* **Web page code records**
>> start

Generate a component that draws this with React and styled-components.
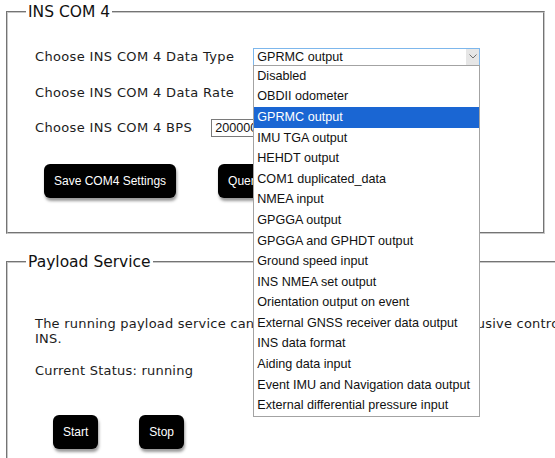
import React from "react";
import styled, { createGlobalStyle } from "styled-components";

const GlobalStyle = createGlobalStyle`
  html, body {
    margin: 0;
    padding: 0;
    overflow: hidden;
    background: #ffffff;
  }
  body {
    font-family: "DejaVu Sans", Verdana, sans-serif;
    color: #1c1c1c;
  }
`;

const Page = styled.div`
  padding-top: 3px;
  width: 700px;
`;

const Panel = styled.fieldset`
  box-sizing: border-box;
  width: ${({ $width }) => $width}px;
  margin: ${({ $top }) => $top}px 0 0 6px;
  padding: 0 18px ${({ $bottom }) => $bottom}px 18px;
  border: 2px groove #c8c8c8;
  min-width: 0;
`;

const Legend = styled.legend`
  padding: 0 2px;
  font-size: 15.5px;
  line-height: 18px;
  color: #111;
`;

const Rows = styled.div`
  display: flex;
  flex-direction: column;
  margin-top: 18px;
  padding-left: 9px;
`;

const FormRow = styled.div`
  display: flex;
  align-items: center;
  gap: 19px;
  height: 35.5px;
`;

const Label = styled.span`
  font-size: 13px;
  letter-spacing: 0.35px;
  white-space: nowrap;
`;

const SelectWrap = styled.div`
  position: relative;
`;

const SelectBox = styled.div`
  box-sizing: border-box;
  display: flex;
  align-items: center;
  width: ${({ $w }) => $w}px;
  height: 18px;
  border: 1px solid ${({ $focused }) => ($focused ? "#7db7ec" : "#7a7a7a")};
  background: #fff;
  font-family: "Liberation Sans", Arial, sans-serif;
  font-size: 12.6px;
  color: #111;
`;

const SelectText = styled.span`
  flex: 1;
  padding-left: 3px;
  white-space: nowrap;
  overflow: hidden;
`;

const ArrowBox = styled.span`
  display: flex;
  align-items: center;
  justify-content: center;
  width: 13px;
  align-self: stretch;
  background: #e6e6e6;
`;

const OptionList = styled.ul`
  position: absolute;
  z-index: 10;
  top: 17px;
  left: 0;
  box-sizing: border-box;
  width: 227px;
  margin: 0;
  padding: 0;
  list-style: none;
  background: #fff;
  border: 1px solid #a3a3a3;
  font-family: "Liberation Sans", Arial, sans-serif;
  font-size: 12.6px;
`;

const OptionItem = styled.li`
  height: 20.6px;
  line-height: 20.6px;
  padding-left: 3px;
  white-space: nowrap;
  color: ${({ $selected }) => ($selected ? "#fff" : "#111")};
  background: ${({ $selected }) => ($selected ? "#1a66d3" : "transparent")};
`;

const ButtonRow = styled.div`
  display: flex;
  gap: ${({ $gap }) => $gap}px;
  margin: ${({ $top }) => $top}px 0 0 ${({ $left }) => $left}px;
`;

const ActionButton = styled.button`
  height: 34px;
  padding: 0 10px;
  border: none;
  border-radius: 6px;
  background: #000;
  color: #fff;
  font-family: "Liberation Sans", Arial, sans-serif;
  font-size: 12px;
  box-shadow: 1px 3px 3px rgba(0, 0, 0, 0.4);
  cursor: pointer;
`;

const Body = styled.div`
  padding-left: 9px;
`;

const Paragraph = styled.p`
  margin: ${({ $top }) => $top}px 0 0 0;
  font-size: 13px;
  letter-spacing: 0.22px;
  line-height: 15px;
`;

const dataTypes = [
  "Disabled",
  "OBDII odometer",
  "GPRMC output",
  "IMU TGA output",
  "HEHDT output",
  "COM1 duplicated_data",
  "NMEA input",
  "GPGGA output",
  "GPGGA and GPHDT output",
  "Ground speed input",
  "INS NMEA set output",
  "Orientation output on event",
  "External GNSS receiver data output",
  "INS data format",
  "Aiding data input",
  "Event IMU and Navigation data output",
  "External differential pressure input",
];

const Chevron = () => (
  <svg width="8" height="5" viewBox="0 0 8 5">
    <polyline points="0.5,0.5 4,4 7.5,0.5" fill="none" stroke="#707070" strokeWidth="1" />
  </svg>
);

const App = () => {
  const selected = "GPRMC output";

  return (
    <>
      <GlobalStyle />
      <Page>
        <Panel $width={539} $top={0} $bottom={34}>
          <Legend>INS COM 4</Legend>
          <Rows>
            <FormRow>
              <Label>Choose INS COM 4 Data Type</Label>
              <SelectWrap>
                <SelectBox $w={227} $focused>
                  <SelectText>{selected}</SelectText>
                  <ArrowBox>
                    <Chevron />
                  </ArrowBox>
                </SelectBox>
                <OptionList role="listbox">
                  {dataTypes.map((t) => (
                    <OptionItem key={t} $selected={t === selected}>
                      {t}
                    </OptionItem>
                  ))}
                </OptionList>
              </SelectWrap>
            </FormRow>
            <FormRow>
              <Label>Choose INS COM 4 Data Rate</Label>
              <SelectBox $w={80}>
                <SelectText>10 Hz</SelectText>
              </SelectBox>
            </FormRow>
            <FormRow>
              <Label>Choose INS COM 4 BPS</Label>
              <SelectBox $w={80}>
                <SelectText>200000</SelectText>
              </SelectBox>
            </FormRow>
          </Rows>
          <ButtonRow $gap={42} $top={18.5} $left={18}>
            <ActionButton>Save COM4 Settings</ActionButton>
            <ActionButton>Query COM4 Settings</ActionButton>
          </ButtonRow>
        </Panel>

        <Panel $width={650} $top={19} $bottom={20}>
          <Legend>Payload Service</Legend>
          <Body>
            <Paragraph $top={45}>
              The running payload service can be stopped in order to have
              exclusive control of the INS.
            </Paragraph>
            <Paragraph $top={17}>Current Status: running</Paragraph>
            <ButtonRow $gap={41} $top={36.5} $left={18}>
              <ActionButton>Start</ActionButton>
              <ActionButton>Stop</ActionButton>
            </ButtonRow>
          </Body>
        </Panel>
      </Page>
    </>
  );
};

export default App;
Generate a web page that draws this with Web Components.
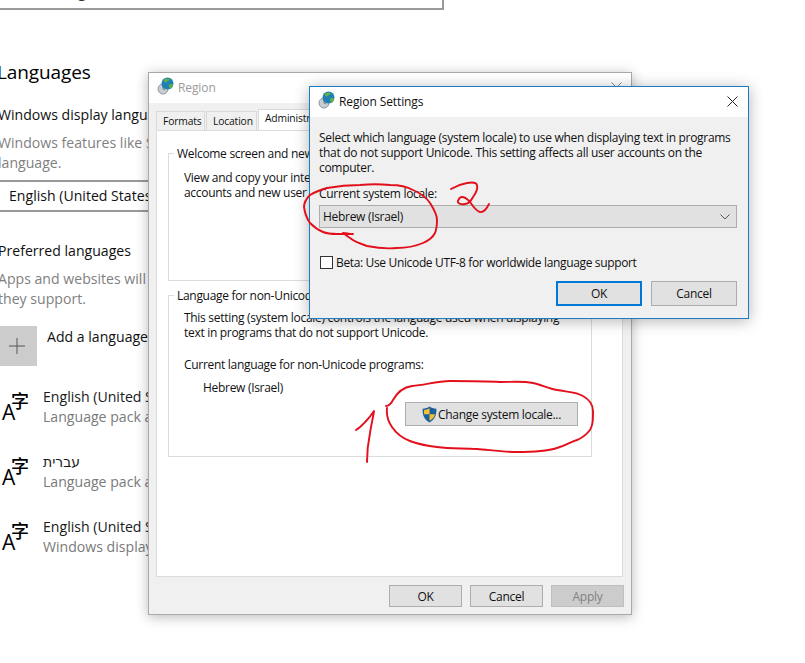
<!DOCTYPE html>
<html><head><meta charset="utf-8">
<style>
html,body{margin:0;padding:0;background:#fff}
body{width:805px;height:663px;overflow:hidden;position:relative;font-family:"Open Sans","Noto Sans",sans-serif;color:#000}
</style></head><body>
<settings-page></settings-page>
<region-window></region-window>
<locale-dialog></locale-dialog>
<red-scribbles></red-scribbles>
<script>
const FONT='"Open Sans","Noto Sans",sans-serif';
const GLOBE=`<svg width="18" height="18" viewBox="0 0 18 18"><circle cx="6" cy="12" r="5" fill="#c9ced3" stroke="#8f979e" stroke-width="1"/><path d="M6 9v3l2 1" fill="none" stroke="#6d757c"/><circle cx="10.5" cy="6.5" r="6" fill="#1f7fb6"/><path d="M7 2.5c2-1.6 5-1.4 6 .3-.6 1-2.300.9-2.800 2-.4 1-2 .9-2.900.3C6.700 4.400 6.600 3.400 7 2.500zM12 7.500c1.300-.6 3-.5 4 0 0 2-1 3.800-2.500 4.500-1-.8-2-3-1.500-4.500z" fill="#5fae4a"/></svg>`;
const SHIELD=`<svg width="15" height="17" viewBox="0 0 15 17"><path d="M7.500.6C9.500 2 11.700 2.700 14.400 2.800c.3 6-1.500 10.800-6.900 13.600C2.100 13.600.3 8.800.6 2.800 3.300 2.700 5.500 2 7.500.6z" fill="#1c5f9e"/><path d="M7.500 2.300v6H2.100c-.1-1.500-.1-2.700 0-4.200 2-.2 3.700-.8 5.400-1.800z" fill="#f2c230"/><path d="M7.500 8.300h5.400c-.5 2.800-2.200 5-5.400 6.500z" fill="#f2c230"/></svg>`;
const def=(n,html)=>customElements.define(n,class extends HTMLElement{
  constructor(){super();this.attachShadow({mode:'open'}).innerHTML=html;}
});

def('win-button',`<style>
:host{display:inline-flex;align-items:center;justify-content:center;box-sizing:border-box;height:22px;background:#e1e1e1;border:1px solid #adadad;font:12px/15px ${FONT};color:#111;letter-spacing:-.3px;gap:1px}
:host([primary]){border:2px solid #0078d7}
:host([disabled]){background:#ccc;border-color:#bfbfbf;color:#838383}
</style><slot></slot>`);

def('group-box',`<style>
:host{display:block}
fieldset{box-sizing:border-box;margin:0;padding:0 15px;height:100%;border:1px solid #dcdcdc;font:12px/15px ${FONT};color:#111;letter-spacing:-.3px;min-width:0;overflow:hidden}
legend{padding:0 3px;margin-left:-10px;white-space:nowrap;line-height:15px}
</style><fieldset><legend><slot name="title"></slot></legend><slot></slot></fieldset>`);

def('win-title',`<style>
:host{display:flex;align-items:center;box-sizing:border-box;height:30px;flex:none;background:#fff;padding:0 0 2px 8px;gap:3px;font:12px/15px ${FONT};letter-spacing:-.1px}
.x{margin-left:auto;margin-right:var(--x-right,10px);width:11px;height:11px}
.x path{stroke:var(--x-color,#222)}
</style><slot name="icon"></slot><slot></slot><svg class="x" viewBox="0 0 11 11"><path d="M.5.500l10 10M10.500.500l-10 10" stroke-width="1" fill="none"/></svg>`);

def('lang-item',`<style>
:host{display:flex;height:65px;box-sizing:border-box;position:relative;padding-left:43px;white-space:nowrap}
.ic{position:absolute;left:0;top:0;width:32px;height:32px}
.a{position:absolute;left:2px;top:10px;font:500 21px/24px "Open Sans",sans-serif;color:#000}
.z{position:absolute;left:11px;top:0;font:500 18px/20px "Noto Sans CJK SC",sans-serif;color:#000}
.t{font-size:14.100px;line-height:20px;color:#1a1a1a;margin-top:-3px}
.s{font-size:14.100px;line-height:20px;color:#7a7a7a}
</style><div class="ic"><span class="a">A</span><span class="z">字</span></div>
<div><div class="t"><slot name="t"></slot></div><div class="s"><slot name="s"></slot></div></div>`);

def('settings-page',`<style>
:host{display:block;width:447px;font-family:"Open Sans",sans-serif;color:#000;margin-left:-3px;white-space:nowrap}
.top{box-sizing:border-box;height:10px;margin-left:-5px;border:solid #9a9a9a;border-width:0 2px 2px 0;overflow:hidden;padding-left:86px;font-size:15px;line-height:10px;color:#333}
.top span{display:block;margin-top:-14px}
h2{font-size:19px;font-weight:400;line-height:26px;margin:49px 0 0;letter-spacing:-.1px}
.h3{font-size:14.100px;line-height:20px;margin:0;color:#111;padding-left:1px}
.p{font-size:14.100px;line-height:20px;color:#7f7f7f;padding-left:1px}
.dd{box-sizing:border-box;height:32px;border:solid #999;border-width:2px 0;margin-top:7px;padding-left:12px;font-size:14.100px;line-height:28px;width:200px;color:#111}
.add{display:flex;margin-top:17px;gap:10px}
.plus{width:40px;height:40px;background:#ccc;display:flex;align-items:center;justify-content:center}
.addt{font-size:14.100px;line-height:20px;margin-top:1px;color:#111}
.list{margin-top:24px;padding-left:3px}
</style>
<div class="top"><span>g</span></div>
<h2>Languages</h2>
<div class="h3" style="margin-top:20px">Windows display language</div>
<div class="p" style="margin-top:8px">Windows features like Settings and File</div>
<div class="p">language.</div>
<div class="dd">English (United States)</div>
<div class="h3" style="margin-top:29px">Preferred languages</div>
<div class="p" style="margin-top:8px">Apps and websites will appear in the first</div>
<div class="p">they support.</div>
<div class="add"><div class="plus"><svg width="16" height="16" viewBox="0 0 16 16"><path d="M8 0v16M0 8h16" stroke="#555" stroke-width="1"/></svg></div><div class="addt">Add a language</div></div>
<div class="list">
<lang-item><span slot="t">English (United States)</span><span slot="s">Language pack available</span></lang-item>
<lang-item><span slot="t" style="font-family:'DejaVu Sans',sans-serif;font-size:14px">עברית</span><span slot="s">Language pack available</span></lang-item>
<lang-item><span slot="t">English (United States)</span><span slot="s">Windows display language</span></lang-item>
</div>`);

def('region-window',`<style>
:host{position:absolute;left:148px;top:72px;width:484px;height:543px;box-sizing:border-box;background:#f0f0f0;border:1px solid #a9a9a9;box-shadow:0 2px 12px rgba(0,0,0,.28);display:flex;flex-direction:column;font:12px/15px ${FONT};color:#111;letter-spacing:-.3px;white-space:nowrap;--x-color:#888;--x-right:9px}
win-title{color:#9b9b9b}
.tabs{display:flex;align-items:flex-end;height:27px;padding:0 0 0 7px;flex:none}
.tab{box-sizing:border-box;height:19px;line-height:18px;background:#f0f0f0;border:1px solid #d9d9d9;border-bottom:0;padding:0 0 0 6px;margin-right:1px;color:#111;font-size:10.300px;letter-spacing:-.15px;overflow:hidden}
.tab.on{height:21px;line-height:17px;background:#fff;width:80px}
.panel{box-sizing:border-box;flex:none;margin-left:7px;width:467px;height:447px;background:#fff;border:1px solid #dcdcdc;padding:15px 30px 0 11px;display:flex;flex-direction:column;gap:7px}
.g1{height:135px}.g2{height:169px}
.body{display:block;padding-top:9px}
.btns{display:flex;gap:8px;margin:8px 0 0 240px;flex:none}
.btns win-button{width:73px}
.loc{display:flex;justify-content:flex-end;margin-top:7px}
.loc win-button{width:173px;height:24px;margin-right:-2px}
</style>
<win-title><span slot="icon">${GLOBE}</span>Region</win-title>
<div class="tabs"><div class="tab" style="width:49px">Formats</div><div class="tab" style="width:51px">Location</div><div class="tab on">Administrative</div></div>
<div class="panel">
<group-box class="g1"><span slot="title">Welcome screen and new user accounts</span>
<div class="body">View and copy your international settings to the<br>accounts and new user accounts.</div></group-box>
<group-box class="g2"><span slot="title">Language for non-Unicode programs</span>
<div class="body" style="padding-top:7px">This setting (system locale) controls the language used when displaying<br>text in programs that do not support Unicode.</div>
<div style="margin-top:17px">Current language for non-Unicode programs:</div>
<div style="margin:8px 0 0 19px">Hebrew (Israel)</div>
<div class="loc"><win-button>${SHIELD}<span>Change system locale...</span></win-button></div>
</group-box>
</div>
<div class="btns"><win-button>OK</win-button><win-button>Cancel</win-button><win-button disabled>Apply</win-button></div>`);

def('locale-dialog',`<style>
:host{position:absolute;left:309px;top:86px;width:440px;height:233px;box-sizing:border-box;background:#f0f0f0;border:1px solid #1a7dc4;box-shadow:0 2px 14px rgba(0,0,0,.3);display:flex;flex-direction:column;font:12px/15px ${FONT};color:#111;letter-spacing:-.3px;white-space:nowrap}
win-title{color:#111}
.c{padding:13px 11px 0 9px}
.sel{box-sizing:border-box;height:23px;background:#e1e1e1;border:1px solid #adadad;margin-top:4px;padding:0 6px 0 3px;display:flex;align-items:center;justify-content:space-between}
.chk{display:flex;align-items:center;gap:3px;margin-top:27px;padding-left:1px;letter-spacing:-.35px}
.box{box-sizing:border-box;width:13px;height:13px;background:#fff;border:1px solid #333}
.btns{display:flex;justify-content:flex-end;gap:9px;margin-top:11px}
.btns win-button{width:86px;height:25px}
</style>
<win-title><span slot="icon">${GLOBE}</span>Region Settings</win-title>
<div class="c">
<div>Select which language (system locale) to use when displaying text in programs<br>that do not support Unicode. This setting affects all user accounts on the<br>computer.</div>
<div style="margin-top:11px">Current system locale:</div>
<div class="sel"><span>Hebrew (Israel)</span><svg width="10" height="6" viewBox="0 0 10 6"><path d="M.5.500L5 5 9.500.500" fill="none" stroke="#555"/></svg></div>
<div class="chk"><span class="box"></span>Beta: Use Unicode UTF-8 for worldwide language support</div>
<div class="btns"><win-button primary>OK</win-button><win-button>Cancel</win-button></div>
</div>`);

def('red-scribbles',`<style>
:host{position:absolute;left:0;top:0;width:805px;height:663px;pointer-events:none}
svg{display:block}path{fill:none;stroke:#e3101c;stroke-width:1.900;stroke-linecap:round;stroke-linejoin:round}
</style><svg width="805" height="663" viewBox="0 0 805 663">
<path d="M386 406C389 406 391 404 393 400 398 391 405 387 412 386 425 385 437 381 450 381 467 381 484 381 500 382 513 382 523 381 533 383 542 385 549 389 557 390 568 392 577 392 583 396 590 400 593 404 593 411 593 420 593 425 590 430 586 435 582 438 577 440 570 442 565 446 557 448 544 452 530 452 517 452 503 452 490 450 477 449 463 448 451 449 437 447 428 446 418 444 410 441 402 438 396 433 392 427 388 421 386 416 387 408"/>
<path d="M356 430C361 427 364 423 367 420 370 417 372 414 374 411 373 418 371 426 370 433 368 443 367 452 367 462"/>
<path d="M353 234C349 234 346 233 343 233 346 235 348 237 350 238 355 242 361 244 367 246 377 248 387 249 397 248 407 248 416 246 423 243 430 240 433 237 435 233 437 228 437 224 437 220 437 214 433 208 430 203 426 197 420 193 413 190 406 186 398 185 390 185 380 184 370 184 360 185 349 185 338 186 327 188 320 190 315 192 310 195 306 199 304 203 304 207 305 214 307 219 310 223 314 227 318 230 323 232 328 234 332 234 337 234 342 234 348 234 353 234"/>
<path d="M451 189C456 186 461 184 467 183 472 182 476 182 477 185 478 189 476 193 473 197 471 201 468 204 465 204 461 205 457 203 458 201 459 198 460 197 462 197 466 197 468 200 470 202 473 206 476 211 480 212 484 213 487 208 489 204"/>
</svg>`);
</script>
</body></html>
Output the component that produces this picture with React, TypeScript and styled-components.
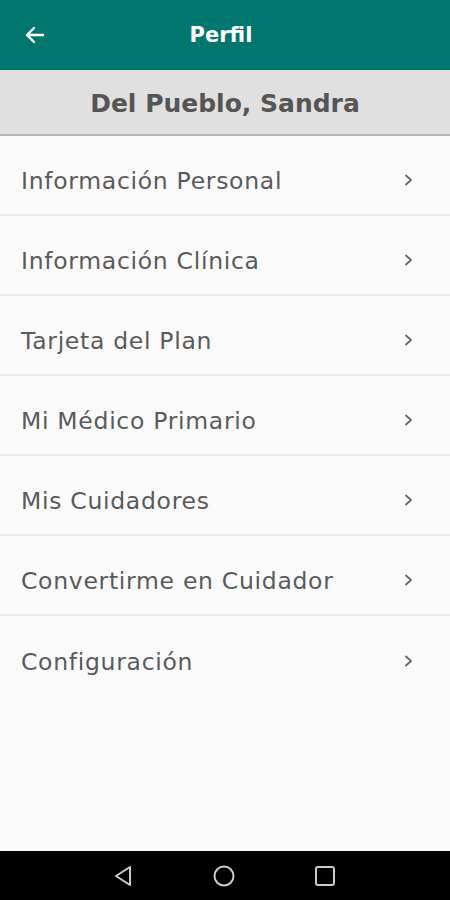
import React from 'react'
import styled, { createGlobalStyle } from 'styled-components'

const GlobalStyle = createGlobalStyle`
  html, body {
    margin: 0;
    padding: 0;
    height: 100%;
    background: #fafafa;
  }
  #root {
    height: 100%;
  }
`

const items = [
  'Información Personal',
  'Información Clínica',
  'Tarjeta del Plan',
  'Mi Médico Primario',
  'Mis Cuidadores',
  'Convertirme en Cuidador',
  'Configuración',
]

const App: React.FC = () => {
  return (
    <Screen>
      <GlobalStyle />
      <TopBar>
        <BackButton aria-label="Volver">
          <svg width="24" height="24" viewBox="0 0 24 24" fill="none">
            <path d="M20 12H5M11 5l-7 7 7 7" stroke="#fff" strokeWidth="2.4" strokeLinecap="round" strokeLinejoin="round" />
          </svg>
        </BackButton>
        <Title>Perfil</Title>
      </TopBar>
      <NameBar>Del Pueblo, Sandra</NameBar>
      <Menu>
        {items.map((label, i) => (
          <Row key={label} last={i === items.length - 1}>
            <RowLabel>{label}</RowLabel>
            <svg width="12" height="14" viewBox="0 0 12 14" fill="none">
              <path d="M3 2.5l5 4.5-5 4.5" stroke="#666" strokeWidth="1.8" strokeLinecap="round" strokeLinejoin="round" />
            </svg>
          </Row>
        ))}
      </Menu>
      <NavBar>
        <svg width="22" height="24" viewBox="0 0 22 24" fill="none">
          <path d="M18 3L4 12l14 9z" stroke="#ccc" strokeWidth="2" strokeLinejoin="round" />
        </svg>
        <svg width="24" height="24" viewBox="0 0 24 24" fill="none">
          <circle cx="12" cy="12" r="9.5" stroke="#ccc" strokeWidth="2" />
        </svg>
        <svg width="22" height="22" viewBox="0 0 22 22" fill="none">
          <rect x="2" y="2" width="18" height="18" rx="2" stroke="#ccc" strokeWidth="2" />
        </svg>
      </NavBar>
    </Screen>
  )
}

const Screen = styled.div`
  display: flex;
  flex-direction: column;
  height: 900px;
  background: #fafafa;
  font-family: 'DejaVu Sans', 'Open Sans', sans-serif;
`

const TopBar = styled.header`
  height: 70px;
  flex-shrink: 0;
  background: #00766f;
  display: flex;
  align-items: center;
  position: relative;
`

const BackButton = styled.button`
  background: none;
  border: 0;
  padding: 0;
  margin-left: 23px;
  display: flex;
`

const Title = styled.h1`
  position: absolute;
  left: 0;
  right: 0;
  top: 0;
  bottom: 0;
  margin: 0;
  display: flex;
  align-items: center;
  justify-content: center;
  padding-right: 8px;
  color: #fff;
  font-size: 21px;
  font-weight: 700;
  pointer-events: none;
`

const NameBar = styled.div`
  flex-shrink: 0;
  background: #e0e0e0;
  border-bottom: 2px solid #b5b5b5;
  display: flex;
  align-items: center;
  justify-content: center;
  padding-top: 3px;
  box-sizing: border-box;
  height: 66px;
  color: #555;
  font-size: 25px;
  font-weight: 700;
`

const Menu = styled.div`
  flex: 1;
  display: flex;
  flex-direction: column;
`

const Row = styled.div<{ last?: boolean }>`
  height: 80px;
  flex-shrink: 0;
  box-sizing: border-box;
  display: flex;
  align-items: center;
  justify-content: space-between;
  padding: 0 35px 0 21px;
  border-bottom: ${(props) => (props.last ? 'none' : '2px solid #ececec')};
  svg {
    margin-top: 10px;
  }
`

const RowLabel = styled.span`
  color: #5a5a5a;
  font-size: 23.5px;
  letter-spacing: 0.7px;
  margin-top: 12px;
`

const NavBar = styled.nav`
  height: 49px;
  flex-shrink: 0;
  background: #000;
  display: flex;
  align-items: center;
  justify-content: center;
  gap: 78px;
  padding-right: 2px;
`

export default App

>> end

Find and copy every line in the entries above where the string "draws" occurs.

* **EXPECTED OUTPUT**
Generate a component that draws this with React and styled-components.
Generate a web page that draws this with Web Components.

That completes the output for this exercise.